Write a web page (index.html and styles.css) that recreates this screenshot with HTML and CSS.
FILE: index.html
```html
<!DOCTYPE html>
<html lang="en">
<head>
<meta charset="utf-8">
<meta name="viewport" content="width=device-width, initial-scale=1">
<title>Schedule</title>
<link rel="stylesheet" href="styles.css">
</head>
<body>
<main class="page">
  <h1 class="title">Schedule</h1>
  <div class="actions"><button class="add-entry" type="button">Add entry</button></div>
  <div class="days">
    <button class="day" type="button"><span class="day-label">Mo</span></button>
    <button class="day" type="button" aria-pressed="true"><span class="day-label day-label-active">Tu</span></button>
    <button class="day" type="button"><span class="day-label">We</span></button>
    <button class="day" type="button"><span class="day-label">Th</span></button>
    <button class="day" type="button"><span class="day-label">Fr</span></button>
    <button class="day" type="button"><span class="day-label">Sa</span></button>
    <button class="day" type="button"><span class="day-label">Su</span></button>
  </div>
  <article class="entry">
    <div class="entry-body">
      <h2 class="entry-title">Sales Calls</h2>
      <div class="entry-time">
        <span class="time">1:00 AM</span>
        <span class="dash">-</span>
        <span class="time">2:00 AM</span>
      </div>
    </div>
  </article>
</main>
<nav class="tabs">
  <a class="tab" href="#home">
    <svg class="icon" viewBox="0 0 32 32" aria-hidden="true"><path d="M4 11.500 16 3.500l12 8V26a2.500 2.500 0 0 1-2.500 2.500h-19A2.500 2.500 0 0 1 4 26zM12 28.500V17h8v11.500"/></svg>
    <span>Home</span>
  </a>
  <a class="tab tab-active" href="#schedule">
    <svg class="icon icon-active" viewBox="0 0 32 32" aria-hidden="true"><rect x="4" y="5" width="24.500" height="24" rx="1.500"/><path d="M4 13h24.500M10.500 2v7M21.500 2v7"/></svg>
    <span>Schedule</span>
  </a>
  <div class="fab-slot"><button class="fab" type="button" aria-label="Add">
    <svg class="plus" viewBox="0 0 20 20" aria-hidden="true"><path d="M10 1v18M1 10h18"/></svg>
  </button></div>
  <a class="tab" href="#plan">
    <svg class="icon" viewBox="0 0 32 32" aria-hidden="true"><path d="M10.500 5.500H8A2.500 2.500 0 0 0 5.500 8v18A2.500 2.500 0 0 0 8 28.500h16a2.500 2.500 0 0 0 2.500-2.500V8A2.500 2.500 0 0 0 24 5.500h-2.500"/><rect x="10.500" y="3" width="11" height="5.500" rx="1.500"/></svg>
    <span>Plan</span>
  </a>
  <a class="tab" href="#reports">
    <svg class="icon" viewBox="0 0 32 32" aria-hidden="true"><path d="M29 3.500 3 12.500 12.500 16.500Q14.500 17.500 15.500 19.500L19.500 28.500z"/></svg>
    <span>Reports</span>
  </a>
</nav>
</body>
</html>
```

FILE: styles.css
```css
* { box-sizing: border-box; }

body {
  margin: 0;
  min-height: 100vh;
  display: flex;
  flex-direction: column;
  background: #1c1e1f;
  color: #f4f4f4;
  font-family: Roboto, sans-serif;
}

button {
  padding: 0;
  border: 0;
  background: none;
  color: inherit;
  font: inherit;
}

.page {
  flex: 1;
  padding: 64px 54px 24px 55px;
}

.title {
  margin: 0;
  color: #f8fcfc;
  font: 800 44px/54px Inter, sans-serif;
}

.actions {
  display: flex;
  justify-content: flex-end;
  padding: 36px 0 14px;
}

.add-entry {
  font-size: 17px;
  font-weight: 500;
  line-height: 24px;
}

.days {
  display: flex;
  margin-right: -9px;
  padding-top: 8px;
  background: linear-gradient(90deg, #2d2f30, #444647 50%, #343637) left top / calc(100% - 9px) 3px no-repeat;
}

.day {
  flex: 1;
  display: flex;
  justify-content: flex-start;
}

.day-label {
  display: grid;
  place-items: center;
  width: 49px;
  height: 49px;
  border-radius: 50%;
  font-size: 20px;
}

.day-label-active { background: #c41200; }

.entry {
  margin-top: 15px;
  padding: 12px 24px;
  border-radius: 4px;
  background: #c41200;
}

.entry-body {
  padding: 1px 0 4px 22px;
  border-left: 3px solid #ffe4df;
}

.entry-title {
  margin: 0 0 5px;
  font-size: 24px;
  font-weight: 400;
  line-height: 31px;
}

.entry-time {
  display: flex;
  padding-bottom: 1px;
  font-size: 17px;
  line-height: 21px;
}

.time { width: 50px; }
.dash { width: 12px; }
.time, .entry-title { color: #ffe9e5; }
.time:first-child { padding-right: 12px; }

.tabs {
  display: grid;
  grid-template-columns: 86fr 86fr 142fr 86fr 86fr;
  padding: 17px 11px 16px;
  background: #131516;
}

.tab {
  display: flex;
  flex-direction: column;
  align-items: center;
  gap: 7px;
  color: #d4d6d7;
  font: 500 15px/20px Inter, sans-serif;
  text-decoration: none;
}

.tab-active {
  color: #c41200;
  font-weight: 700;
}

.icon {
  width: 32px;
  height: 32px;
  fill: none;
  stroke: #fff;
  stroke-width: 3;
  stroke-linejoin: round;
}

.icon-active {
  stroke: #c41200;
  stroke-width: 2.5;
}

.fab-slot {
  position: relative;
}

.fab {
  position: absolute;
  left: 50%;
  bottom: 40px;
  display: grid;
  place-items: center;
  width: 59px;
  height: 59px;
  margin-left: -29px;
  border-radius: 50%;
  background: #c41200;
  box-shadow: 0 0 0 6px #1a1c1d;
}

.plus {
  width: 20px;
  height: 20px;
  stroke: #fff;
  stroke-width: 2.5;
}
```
---
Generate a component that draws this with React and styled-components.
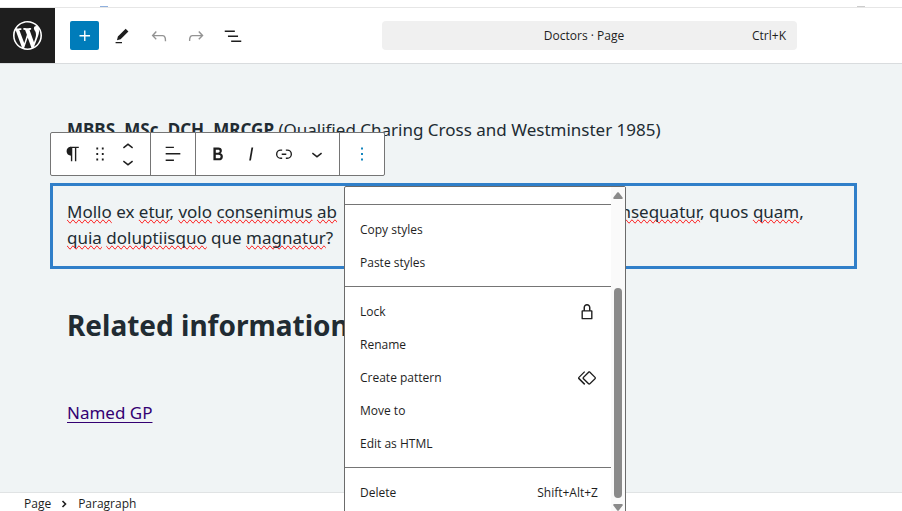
* * *
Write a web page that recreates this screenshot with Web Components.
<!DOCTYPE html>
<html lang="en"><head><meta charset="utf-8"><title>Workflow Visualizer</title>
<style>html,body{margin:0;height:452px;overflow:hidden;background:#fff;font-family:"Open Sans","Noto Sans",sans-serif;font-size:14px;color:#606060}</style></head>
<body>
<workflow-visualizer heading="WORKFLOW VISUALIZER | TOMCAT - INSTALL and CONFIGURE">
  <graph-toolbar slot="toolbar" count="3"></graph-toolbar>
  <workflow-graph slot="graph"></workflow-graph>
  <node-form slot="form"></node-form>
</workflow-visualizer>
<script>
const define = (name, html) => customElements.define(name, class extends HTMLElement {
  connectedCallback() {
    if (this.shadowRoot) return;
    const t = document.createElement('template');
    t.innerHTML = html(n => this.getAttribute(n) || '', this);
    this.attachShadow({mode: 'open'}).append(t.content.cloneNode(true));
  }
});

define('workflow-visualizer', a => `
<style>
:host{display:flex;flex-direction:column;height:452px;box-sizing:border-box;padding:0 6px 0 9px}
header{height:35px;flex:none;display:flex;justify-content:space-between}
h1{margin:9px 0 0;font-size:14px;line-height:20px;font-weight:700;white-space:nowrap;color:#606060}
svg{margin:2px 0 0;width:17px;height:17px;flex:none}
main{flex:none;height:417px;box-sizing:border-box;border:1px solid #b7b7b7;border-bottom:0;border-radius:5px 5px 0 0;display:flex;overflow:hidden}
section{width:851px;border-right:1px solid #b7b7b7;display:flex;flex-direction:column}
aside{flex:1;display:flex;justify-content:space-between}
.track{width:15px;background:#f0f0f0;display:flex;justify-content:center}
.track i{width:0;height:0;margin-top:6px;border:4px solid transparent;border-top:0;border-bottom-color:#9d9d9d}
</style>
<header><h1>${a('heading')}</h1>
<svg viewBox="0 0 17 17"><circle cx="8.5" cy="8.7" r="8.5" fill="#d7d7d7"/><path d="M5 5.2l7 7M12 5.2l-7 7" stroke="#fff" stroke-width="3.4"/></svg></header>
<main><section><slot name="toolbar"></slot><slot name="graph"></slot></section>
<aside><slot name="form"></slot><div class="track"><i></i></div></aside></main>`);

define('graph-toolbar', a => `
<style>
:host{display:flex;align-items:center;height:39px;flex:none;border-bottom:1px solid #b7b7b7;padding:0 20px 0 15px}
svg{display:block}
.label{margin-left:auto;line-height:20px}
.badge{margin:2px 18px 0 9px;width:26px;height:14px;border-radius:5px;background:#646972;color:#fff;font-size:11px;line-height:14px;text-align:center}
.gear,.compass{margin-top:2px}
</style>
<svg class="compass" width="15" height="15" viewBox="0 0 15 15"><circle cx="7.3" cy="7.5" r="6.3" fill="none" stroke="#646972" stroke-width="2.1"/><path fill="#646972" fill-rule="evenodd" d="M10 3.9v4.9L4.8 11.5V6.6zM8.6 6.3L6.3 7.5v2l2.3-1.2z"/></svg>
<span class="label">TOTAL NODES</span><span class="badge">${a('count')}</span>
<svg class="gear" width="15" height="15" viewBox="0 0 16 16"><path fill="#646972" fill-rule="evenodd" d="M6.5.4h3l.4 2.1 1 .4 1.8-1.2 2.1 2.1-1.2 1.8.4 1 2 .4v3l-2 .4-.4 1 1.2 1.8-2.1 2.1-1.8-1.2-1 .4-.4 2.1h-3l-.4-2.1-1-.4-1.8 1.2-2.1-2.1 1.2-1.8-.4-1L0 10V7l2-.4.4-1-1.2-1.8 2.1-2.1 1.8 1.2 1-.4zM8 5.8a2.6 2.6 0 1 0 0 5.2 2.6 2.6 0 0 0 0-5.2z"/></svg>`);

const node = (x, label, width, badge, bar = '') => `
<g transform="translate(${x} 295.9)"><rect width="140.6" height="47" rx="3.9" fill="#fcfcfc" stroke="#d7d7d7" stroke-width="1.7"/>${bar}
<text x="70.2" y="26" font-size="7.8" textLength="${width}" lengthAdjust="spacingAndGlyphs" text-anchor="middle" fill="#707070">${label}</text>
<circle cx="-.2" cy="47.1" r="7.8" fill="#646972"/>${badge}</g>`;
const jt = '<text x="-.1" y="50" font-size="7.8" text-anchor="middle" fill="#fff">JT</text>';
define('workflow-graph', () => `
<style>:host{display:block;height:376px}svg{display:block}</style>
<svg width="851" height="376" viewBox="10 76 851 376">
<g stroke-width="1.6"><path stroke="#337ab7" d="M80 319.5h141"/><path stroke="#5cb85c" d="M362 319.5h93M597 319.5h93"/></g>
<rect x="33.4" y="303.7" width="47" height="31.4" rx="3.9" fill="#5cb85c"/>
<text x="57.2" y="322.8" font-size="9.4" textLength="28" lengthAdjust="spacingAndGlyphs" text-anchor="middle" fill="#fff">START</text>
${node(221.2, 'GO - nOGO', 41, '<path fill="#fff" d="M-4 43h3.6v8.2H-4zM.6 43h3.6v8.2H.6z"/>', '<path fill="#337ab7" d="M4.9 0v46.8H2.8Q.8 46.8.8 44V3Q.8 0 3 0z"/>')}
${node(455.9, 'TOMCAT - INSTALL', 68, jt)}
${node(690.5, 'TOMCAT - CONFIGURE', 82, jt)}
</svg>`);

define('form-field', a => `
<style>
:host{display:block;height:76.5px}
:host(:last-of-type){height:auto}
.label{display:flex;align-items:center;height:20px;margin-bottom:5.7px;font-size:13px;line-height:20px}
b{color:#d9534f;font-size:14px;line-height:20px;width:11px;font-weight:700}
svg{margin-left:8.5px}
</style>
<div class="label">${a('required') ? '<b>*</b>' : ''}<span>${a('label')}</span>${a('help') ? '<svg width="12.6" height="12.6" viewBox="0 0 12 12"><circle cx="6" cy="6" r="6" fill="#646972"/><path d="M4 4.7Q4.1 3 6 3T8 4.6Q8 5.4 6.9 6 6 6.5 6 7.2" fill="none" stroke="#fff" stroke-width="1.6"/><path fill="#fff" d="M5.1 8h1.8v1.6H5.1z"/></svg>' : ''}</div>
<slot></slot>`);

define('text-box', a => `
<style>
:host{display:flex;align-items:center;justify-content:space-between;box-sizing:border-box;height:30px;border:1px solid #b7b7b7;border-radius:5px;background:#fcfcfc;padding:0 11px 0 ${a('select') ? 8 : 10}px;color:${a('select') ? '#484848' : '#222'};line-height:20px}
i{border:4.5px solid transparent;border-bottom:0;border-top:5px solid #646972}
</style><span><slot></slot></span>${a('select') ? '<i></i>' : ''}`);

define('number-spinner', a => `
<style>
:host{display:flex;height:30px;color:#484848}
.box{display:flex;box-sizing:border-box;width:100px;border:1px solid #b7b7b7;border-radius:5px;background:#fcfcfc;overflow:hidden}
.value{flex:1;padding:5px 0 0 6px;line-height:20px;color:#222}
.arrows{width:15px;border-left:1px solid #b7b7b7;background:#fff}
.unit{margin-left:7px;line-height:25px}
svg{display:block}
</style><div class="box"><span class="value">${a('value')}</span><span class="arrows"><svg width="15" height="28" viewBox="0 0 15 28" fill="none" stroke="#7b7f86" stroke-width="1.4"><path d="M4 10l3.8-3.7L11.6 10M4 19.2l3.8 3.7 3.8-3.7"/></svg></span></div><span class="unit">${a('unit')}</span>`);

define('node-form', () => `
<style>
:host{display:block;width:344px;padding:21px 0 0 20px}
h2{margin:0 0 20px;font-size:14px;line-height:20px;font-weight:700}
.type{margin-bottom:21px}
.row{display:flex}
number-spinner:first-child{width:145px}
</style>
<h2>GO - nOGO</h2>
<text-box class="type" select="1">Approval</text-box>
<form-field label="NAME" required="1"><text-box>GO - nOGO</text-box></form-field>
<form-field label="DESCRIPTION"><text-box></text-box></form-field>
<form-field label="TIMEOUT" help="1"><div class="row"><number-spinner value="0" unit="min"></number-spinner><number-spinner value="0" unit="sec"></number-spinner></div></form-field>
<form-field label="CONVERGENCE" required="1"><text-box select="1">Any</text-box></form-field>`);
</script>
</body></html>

=== What to do ===
Identify each line in the entries with the word "recreates" and copy it.

=== Result for this task ===
Write a web page (index.html and styles.css) that recreates this screenshot with HTML and CSS.
Write a web page that recreates this screenshot with Web Components.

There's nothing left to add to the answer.